En 1995, sous l’impulsion d’une association locale de défense de l’environnement, des associations départementales de protection de la nature, et avec le soutien du Maire de la commune, le Conservatoire Régional d’Espaces Naturels (CREN) de Poitou-Charentes, juste créé, a engagé un projet de préservation des richesses écologiques de ce marais. En lien avec la Safer*, le CREN a pu faire l’acquisition à l’amiable de 23 hectares, en grande partie des prairies bocagères en cours d’embroussaillement et de boisement, afin de les réhabiliter. En 2014, une nouvelle animation foncière a permis d’acquérir 6,5 hectares complémentaires.

MFU_2017

MFU 2017

Préserver, c’est gérer… durablement

Ré-ouverture de prairies et de fossés embroussaillés, reconversion de parcelles mises en culture, curage de mares avec mise en pente douce des berges, ouverture de layons et clairières dans les taillis de Bourdaines… Différents travaux de restauration ont été menés depuis 1996 pour retrouver des conditions favorables aux différents habitats et espèces d’intérêt patrimonial.

Afin d’en assurer l’entretien, plusieurs parcelles sont gérées par des exploitants agricoles dans le cadre de conventions de gestion assorties de cahiers des charges agri-environnementaux. Le Conservatoire fait également appel à des entreprises de travaux agricoles ou à des prestataires spécialisés pour conduire des travaux de génie écologique.

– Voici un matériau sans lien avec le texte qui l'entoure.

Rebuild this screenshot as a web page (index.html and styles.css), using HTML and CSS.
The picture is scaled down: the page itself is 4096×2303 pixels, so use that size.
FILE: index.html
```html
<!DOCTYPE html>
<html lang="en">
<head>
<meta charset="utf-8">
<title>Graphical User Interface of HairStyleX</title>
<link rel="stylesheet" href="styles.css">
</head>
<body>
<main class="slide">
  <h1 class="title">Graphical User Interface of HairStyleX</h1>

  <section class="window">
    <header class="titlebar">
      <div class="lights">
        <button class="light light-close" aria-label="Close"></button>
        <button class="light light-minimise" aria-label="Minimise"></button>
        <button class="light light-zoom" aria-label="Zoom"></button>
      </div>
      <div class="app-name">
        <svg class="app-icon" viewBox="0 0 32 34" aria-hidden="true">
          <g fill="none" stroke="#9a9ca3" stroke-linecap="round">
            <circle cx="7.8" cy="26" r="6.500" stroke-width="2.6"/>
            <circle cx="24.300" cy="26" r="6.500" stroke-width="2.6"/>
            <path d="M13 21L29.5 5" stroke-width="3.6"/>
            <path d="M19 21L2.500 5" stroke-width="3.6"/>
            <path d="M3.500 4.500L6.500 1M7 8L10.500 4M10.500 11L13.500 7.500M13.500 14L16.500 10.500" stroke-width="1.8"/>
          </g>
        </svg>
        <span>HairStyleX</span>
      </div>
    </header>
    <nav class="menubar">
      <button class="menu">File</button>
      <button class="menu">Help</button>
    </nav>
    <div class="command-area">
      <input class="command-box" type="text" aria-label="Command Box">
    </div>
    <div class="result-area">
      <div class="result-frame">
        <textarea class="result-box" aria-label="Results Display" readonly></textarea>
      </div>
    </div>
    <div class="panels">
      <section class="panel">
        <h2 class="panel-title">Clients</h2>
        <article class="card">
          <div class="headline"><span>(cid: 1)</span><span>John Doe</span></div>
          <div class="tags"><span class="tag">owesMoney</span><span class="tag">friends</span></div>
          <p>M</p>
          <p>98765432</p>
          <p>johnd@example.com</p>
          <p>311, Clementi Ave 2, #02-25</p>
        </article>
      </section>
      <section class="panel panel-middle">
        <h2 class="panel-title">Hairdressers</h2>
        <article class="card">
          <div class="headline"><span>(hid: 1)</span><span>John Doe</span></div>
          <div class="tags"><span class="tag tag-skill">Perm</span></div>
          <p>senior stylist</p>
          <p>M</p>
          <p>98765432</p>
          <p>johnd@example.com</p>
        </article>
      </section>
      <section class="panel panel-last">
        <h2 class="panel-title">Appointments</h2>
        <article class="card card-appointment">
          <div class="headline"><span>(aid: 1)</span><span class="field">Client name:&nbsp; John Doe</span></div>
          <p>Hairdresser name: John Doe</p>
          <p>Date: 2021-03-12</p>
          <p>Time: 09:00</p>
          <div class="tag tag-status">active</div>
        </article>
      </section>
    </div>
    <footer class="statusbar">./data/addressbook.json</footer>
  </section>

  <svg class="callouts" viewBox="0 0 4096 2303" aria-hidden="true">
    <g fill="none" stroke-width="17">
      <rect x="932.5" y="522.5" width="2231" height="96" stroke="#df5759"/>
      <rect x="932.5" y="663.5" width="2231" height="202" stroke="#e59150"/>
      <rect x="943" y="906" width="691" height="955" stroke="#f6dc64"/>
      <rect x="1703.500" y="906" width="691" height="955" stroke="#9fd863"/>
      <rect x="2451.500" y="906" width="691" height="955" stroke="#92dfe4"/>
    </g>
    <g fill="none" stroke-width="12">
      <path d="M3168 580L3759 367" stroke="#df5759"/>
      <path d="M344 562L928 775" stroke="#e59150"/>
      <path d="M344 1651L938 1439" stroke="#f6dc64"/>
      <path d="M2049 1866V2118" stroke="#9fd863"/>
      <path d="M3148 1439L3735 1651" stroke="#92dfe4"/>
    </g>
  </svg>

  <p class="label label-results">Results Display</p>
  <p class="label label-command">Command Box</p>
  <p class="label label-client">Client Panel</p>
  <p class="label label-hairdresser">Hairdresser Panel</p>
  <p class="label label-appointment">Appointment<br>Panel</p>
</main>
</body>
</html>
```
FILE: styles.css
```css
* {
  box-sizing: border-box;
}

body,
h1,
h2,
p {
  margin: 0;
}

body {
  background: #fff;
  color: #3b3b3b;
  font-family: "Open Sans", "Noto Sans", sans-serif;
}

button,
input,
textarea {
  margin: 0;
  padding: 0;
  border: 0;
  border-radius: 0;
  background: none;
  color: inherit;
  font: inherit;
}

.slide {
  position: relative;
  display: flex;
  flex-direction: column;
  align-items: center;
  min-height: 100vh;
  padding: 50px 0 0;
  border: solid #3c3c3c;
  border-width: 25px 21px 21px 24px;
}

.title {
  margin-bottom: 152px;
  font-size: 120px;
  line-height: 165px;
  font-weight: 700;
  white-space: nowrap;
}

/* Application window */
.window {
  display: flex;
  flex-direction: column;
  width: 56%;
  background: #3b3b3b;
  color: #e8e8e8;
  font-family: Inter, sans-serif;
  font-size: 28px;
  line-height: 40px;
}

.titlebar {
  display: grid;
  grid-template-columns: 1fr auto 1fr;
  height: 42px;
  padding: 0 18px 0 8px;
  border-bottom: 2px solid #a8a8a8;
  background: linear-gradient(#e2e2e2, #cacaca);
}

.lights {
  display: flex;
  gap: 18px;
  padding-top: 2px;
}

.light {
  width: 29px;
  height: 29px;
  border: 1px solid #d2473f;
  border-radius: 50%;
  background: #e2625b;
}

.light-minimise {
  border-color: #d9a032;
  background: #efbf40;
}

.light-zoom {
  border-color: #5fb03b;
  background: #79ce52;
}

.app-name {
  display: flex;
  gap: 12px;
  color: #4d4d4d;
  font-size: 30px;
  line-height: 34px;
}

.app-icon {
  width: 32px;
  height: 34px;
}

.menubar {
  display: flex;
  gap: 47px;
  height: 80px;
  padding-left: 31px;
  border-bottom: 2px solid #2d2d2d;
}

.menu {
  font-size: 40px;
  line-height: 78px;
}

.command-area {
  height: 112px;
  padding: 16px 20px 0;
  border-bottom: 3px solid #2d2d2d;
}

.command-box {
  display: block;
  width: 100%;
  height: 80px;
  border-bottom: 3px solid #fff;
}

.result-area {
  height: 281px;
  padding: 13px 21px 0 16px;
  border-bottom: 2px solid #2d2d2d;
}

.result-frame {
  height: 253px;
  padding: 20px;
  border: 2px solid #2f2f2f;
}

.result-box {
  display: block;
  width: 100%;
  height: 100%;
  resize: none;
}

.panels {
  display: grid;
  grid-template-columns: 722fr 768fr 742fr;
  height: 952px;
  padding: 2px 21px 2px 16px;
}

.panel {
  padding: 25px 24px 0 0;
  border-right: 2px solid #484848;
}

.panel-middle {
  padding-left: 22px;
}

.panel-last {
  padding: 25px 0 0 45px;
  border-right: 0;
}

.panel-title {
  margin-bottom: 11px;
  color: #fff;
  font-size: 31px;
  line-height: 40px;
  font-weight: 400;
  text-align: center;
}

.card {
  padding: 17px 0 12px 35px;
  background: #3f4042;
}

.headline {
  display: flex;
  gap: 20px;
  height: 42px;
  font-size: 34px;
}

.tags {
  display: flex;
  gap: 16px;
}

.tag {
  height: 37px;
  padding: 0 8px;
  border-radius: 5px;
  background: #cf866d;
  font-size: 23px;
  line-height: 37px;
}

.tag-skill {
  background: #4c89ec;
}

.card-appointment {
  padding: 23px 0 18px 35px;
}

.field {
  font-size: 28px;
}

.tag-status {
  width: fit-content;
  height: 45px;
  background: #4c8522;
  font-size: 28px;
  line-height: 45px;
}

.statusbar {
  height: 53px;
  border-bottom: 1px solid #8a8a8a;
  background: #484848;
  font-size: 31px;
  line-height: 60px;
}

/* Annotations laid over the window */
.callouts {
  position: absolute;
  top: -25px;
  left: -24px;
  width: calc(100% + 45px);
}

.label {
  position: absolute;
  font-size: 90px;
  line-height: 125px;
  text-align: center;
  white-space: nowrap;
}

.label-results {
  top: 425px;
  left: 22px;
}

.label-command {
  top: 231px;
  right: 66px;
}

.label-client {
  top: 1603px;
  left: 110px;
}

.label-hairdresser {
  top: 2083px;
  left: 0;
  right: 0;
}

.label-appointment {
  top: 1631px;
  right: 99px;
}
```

Les suivis scientifiques réalisés par Deux-Sèvres Nature Environnement et le Groupe Ornithologique des Deux-Sèvres ont démontré que la gestion menée depuis 1996 a permis de préserver les richesses écologiques du site. Toutefois, les prairies humides à Molinie montrent des signes de vieillissement et la Gentiane pneumonanthe tend à régresser. Afin d’y remédier, une gestion expérimentale est testée depuis 2015 sur plusieurs parcelles, selon trois modalités : pâturage ovin, fauche automnale avec exportation tous les ans ou tous les 2 ans.

Un lieu de découverte et d’échange d’expériences

Parcourir le marais de Clussais-la-Pommeraie n’est pas toujours aisé, surtout lorsque les prairies sont « noyées ». Pourtant, visiter ce site en hiver donne l’impression de s’immerger dans un territoire « sauvage, éloigné de tout », alors que le printemps laisse exploser mille couleurs. C’est pour cela, mais aussi en raison de la sensibilité des différentes espèces présentes, que la découverte des lieux et de ses richesses est avant tout proposée au public dans le cadre de visites guidées.

En associant élus locaux, agriculteurs, chasseurs, naturalistes, le Conservatoire souhaite que la préservation du marais de Clussais-la-Pommeraie soit l’affaire de tous et permette un échange de savoir-faire sur la gestion des zones humides et l’émergence de nouveaux projets.

Zones humides en forte régression

Au cours du XXe siècle, les deux tiers des zones humides ont disparu en France, pour atteindre à peine plus de 2,5 % du territoire métropolitain (hors vasières, milieux marins , cours d’eau et grands lacs). Pourtant plus de 50 % des espèces d’oiseaux dépendent des zones humides et 30 % des espèces végétales remarquables et menacées en France y sont inféodées.